++++ Rows

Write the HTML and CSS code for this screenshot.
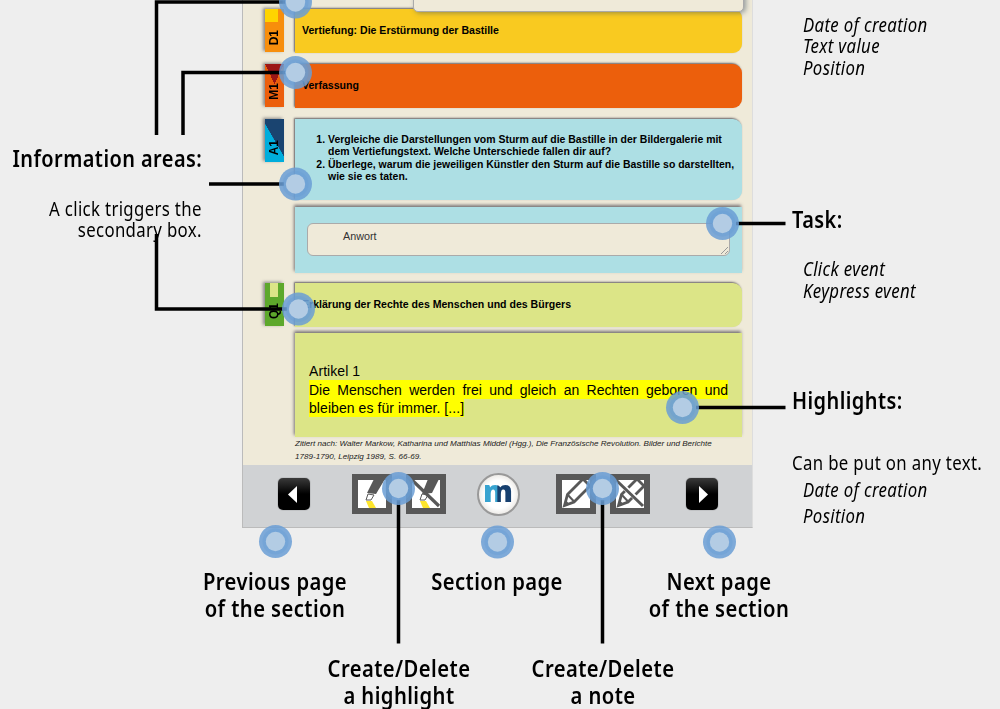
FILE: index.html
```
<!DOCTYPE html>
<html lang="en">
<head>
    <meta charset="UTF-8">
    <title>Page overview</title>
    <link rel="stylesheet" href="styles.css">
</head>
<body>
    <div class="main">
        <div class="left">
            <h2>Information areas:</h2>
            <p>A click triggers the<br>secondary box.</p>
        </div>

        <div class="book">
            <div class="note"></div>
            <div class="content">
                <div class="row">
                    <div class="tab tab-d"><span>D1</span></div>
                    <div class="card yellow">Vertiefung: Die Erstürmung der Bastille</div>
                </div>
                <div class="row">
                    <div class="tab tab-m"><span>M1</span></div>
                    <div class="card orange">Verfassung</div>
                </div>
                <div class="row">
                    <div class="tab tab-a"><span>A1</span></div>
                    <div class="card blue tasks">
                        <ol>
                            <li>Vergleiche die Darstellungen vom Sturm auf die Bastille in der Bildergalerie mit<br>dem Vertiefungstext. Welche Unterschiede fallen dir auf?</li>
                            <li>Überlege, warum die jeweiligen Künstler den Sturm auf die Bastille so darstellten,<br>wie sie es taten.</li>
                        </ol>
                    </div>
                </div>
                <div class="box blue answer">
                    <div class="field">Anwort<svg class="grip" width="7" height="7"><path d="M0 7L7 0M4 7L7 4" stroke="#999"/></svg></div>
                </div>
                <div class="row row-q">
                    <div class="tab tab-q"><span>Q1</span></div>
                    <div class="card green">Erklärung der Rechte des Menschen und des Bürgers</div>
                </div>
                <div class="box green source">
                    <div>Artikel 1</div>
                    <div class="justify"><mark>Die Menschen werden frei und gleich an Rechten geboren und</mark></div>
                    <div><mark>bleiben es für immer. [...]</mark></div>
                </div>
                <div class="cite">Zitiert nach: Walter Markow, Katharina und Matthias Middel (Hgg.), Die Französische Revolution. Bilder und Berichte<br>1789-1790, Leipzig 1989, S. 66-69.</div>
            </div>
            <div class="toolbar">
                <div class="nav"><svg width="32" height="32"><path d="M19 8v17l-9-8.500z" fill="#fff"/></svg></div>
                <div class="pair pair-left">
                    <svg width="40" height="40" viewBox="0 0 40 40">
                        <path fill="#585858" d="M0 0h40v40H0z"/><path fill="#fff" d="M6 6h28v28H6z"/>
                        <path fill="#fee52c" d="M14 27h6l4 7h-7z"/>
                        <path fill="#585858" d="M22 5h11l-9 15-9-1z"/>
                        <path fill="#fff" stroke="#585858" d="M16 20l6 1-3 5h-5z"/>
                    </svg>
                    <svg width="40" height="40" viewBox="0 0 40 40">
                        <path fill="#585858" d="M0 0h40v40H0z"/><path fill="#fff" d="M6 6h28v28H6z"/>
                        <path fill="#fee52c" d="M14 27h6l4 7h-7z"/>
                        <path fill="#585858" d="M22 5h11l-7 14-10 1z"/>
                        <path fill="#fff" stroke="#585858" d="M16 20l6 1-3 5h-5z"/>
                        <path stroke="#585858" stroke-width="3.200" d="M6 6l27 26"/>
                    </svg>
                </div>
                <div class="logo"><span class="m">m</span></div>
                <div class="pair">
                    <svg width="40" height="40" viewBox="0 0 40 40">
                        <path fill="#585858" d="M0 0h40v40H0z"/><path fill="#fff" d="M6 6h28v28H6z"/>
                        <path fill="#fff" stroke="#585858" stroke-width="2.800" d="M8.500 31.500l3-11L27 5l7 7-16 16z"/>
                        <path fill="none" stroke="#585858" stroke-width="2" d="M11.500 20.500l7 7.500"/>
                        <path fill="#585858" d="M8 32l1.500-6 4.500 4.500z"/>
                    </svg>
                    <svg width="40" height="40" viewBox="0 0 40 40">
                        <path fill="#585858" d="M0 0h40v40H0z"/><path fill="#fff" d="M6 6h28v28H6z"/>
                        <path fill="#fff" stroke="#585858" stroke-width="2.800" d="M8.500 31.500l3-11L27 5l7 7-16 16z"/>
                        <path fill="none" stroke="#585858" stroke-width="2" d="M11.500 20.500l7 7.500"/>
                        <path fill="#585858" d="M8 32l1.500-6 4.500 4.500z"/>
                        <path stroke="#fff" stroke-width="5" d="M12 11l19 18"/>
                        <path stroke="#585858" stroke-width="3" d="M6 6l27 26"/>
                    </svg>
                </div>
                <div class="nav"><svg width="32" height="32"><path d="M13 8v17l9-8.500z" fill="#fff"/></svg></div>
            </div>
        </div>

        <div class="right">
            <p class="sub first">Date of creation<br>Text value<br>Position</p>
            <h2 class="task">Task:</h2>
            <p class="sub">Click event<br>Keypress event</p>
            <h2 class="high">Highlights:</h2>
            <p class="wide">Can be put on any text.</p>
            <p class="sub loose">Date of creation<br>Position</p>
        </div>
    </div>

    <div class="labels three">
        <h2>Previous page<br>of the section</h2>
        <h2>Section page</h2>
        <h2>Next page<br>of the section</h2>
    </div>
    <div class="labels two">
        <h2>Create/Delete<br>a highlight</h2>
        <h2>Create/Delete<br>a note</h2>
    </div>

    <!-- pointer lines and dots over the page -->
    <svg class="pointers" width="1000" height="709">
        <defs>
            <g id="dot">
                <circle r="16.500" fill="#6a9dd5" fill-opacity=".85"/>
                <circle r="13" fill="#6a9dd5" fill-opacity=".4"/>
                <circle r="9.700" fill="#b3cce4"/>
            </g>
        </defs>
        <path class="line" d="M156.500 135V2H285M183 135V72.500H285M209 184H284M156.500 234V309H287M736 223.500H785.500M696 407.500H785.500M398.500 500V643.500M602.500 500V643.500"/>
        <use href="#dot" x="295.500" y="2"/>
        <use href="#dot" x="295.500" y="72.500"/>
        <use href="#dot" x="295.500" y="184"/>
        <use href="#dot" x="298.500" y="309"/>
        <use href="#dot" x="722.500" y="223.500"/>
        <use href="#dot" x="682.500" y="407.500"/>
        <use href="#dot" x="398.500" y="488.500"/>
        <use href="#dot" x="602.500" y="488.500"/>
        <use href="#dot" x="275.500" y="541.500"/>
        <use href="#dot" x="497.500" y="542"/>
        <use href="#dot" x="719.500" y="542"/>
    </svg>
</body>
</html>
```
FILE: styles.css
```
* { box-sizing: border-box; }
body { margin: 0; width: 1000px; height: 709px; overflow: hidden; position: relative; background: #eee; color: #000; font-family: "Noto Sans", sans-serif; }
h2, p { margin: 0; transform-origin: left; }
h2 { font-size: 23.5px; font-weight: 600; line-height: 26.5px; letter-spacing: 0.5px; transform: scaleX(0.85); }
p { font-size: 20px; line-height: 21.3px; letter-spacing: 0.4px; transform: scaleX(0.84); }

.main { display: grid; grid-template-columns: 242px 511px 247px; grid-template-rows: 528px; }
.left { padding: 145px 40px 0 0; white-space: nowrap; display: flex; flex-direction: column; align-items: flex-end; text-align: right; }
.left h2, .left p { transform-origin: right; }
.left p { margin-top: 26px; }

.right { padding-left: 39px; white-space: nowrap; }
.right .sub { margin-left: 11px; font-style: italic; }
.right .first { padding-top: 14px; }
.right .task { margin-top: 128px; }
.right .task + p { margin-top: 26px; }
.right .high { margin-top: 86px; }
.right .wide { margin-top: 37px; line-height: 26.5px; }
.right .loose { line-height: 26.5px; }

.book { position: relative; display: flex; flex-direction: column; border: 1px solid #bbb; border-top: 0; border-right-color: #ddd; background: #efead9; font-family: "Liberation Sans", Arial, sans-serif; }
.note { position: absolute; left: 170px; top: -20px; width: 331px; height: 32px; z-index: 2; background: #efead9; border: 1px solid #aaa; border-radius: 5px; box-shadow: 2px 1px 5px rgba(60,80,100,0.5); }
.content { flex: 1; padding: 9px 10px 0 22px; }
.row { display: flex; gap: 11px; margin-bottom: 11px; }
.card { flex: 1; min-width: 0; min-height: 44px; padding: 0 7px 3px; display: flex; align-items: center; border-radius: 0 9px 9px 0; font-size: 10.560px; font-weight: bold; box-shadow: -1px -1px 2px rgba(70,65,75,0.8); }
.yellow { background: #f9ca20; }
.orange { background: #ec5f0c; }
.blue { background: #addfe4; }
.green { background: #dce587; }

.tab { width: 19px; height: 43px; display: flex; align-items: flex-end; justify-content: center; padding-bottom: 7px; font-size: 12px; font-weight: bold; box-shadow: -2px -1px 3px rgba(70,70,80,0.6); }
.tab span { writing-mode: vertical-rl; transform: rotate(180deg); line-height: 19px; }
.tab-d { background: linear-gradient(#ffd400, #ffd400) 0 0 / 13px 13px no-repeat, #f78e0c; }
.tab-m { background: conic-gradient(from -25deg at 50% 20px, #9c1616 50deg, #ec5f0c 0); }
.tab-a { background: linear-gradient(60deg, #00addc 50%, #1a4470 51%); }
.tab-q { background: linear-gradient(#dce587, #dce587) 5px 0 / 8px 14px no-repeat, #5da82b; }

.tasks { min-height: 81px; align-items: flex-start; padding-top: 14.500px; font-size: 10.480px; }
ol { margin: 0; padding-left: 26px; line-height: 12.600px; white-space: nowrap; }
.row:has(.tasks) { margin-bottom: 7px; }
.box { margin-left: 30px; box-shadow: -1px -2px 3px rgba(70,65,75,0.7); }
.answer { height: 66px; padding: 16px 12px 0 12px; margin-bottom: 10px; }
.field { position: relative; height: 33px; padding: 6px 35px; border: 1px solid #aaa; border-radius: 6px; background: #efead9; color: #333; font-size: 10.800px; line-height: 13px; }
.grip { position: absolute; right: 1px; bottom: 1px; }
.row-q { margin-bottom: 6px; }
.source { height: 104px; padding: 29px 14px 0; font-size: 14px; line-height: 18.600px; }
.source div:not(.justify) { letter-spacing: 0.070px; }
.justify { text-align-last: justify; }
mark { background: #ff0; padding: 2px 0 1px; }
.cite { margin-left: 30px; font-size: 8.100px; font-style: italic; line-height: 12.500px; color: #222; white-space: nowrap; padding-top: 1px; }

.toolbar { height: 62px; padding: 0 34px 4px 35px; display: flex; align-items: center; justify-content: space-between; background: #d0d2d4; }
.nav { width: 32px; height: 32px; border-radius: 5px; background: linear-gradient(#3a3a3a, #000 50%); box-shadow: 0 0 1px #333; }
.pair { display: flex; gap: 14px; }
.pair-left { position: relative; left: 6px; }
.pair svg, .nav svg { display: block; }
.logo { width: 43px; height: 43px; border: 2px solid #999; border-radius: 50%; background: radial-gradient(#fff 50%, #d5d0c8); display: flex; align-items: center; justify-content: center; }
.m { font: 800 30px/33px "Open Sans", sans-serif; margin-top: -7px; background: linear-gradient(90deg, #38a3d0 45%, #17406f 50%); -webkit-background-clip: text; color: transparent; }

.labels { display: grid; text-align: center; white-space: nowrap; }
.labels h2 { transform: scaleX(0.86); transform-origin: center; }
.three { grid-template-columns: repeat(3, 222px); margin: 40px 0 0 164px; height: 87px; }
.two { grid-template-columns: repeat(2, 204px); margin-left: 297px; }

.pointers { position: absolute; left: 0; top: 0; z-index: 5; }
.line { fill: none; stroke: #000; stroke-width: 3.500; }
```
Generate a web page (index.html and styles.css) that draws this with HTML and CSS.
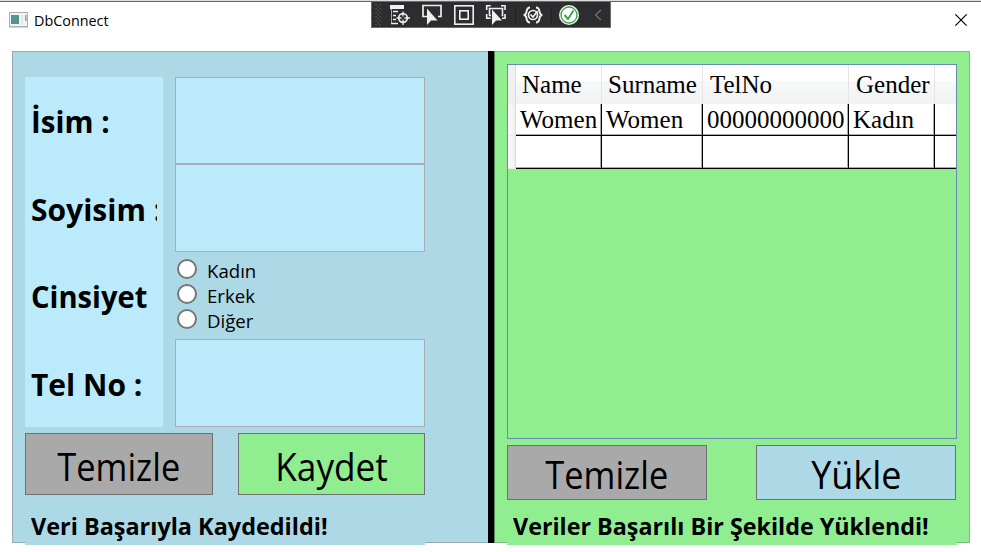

++++++++

● Requirement
In the listing above, how many lines hold the word "index"? Give the number and nothing more.

● Solved problem
4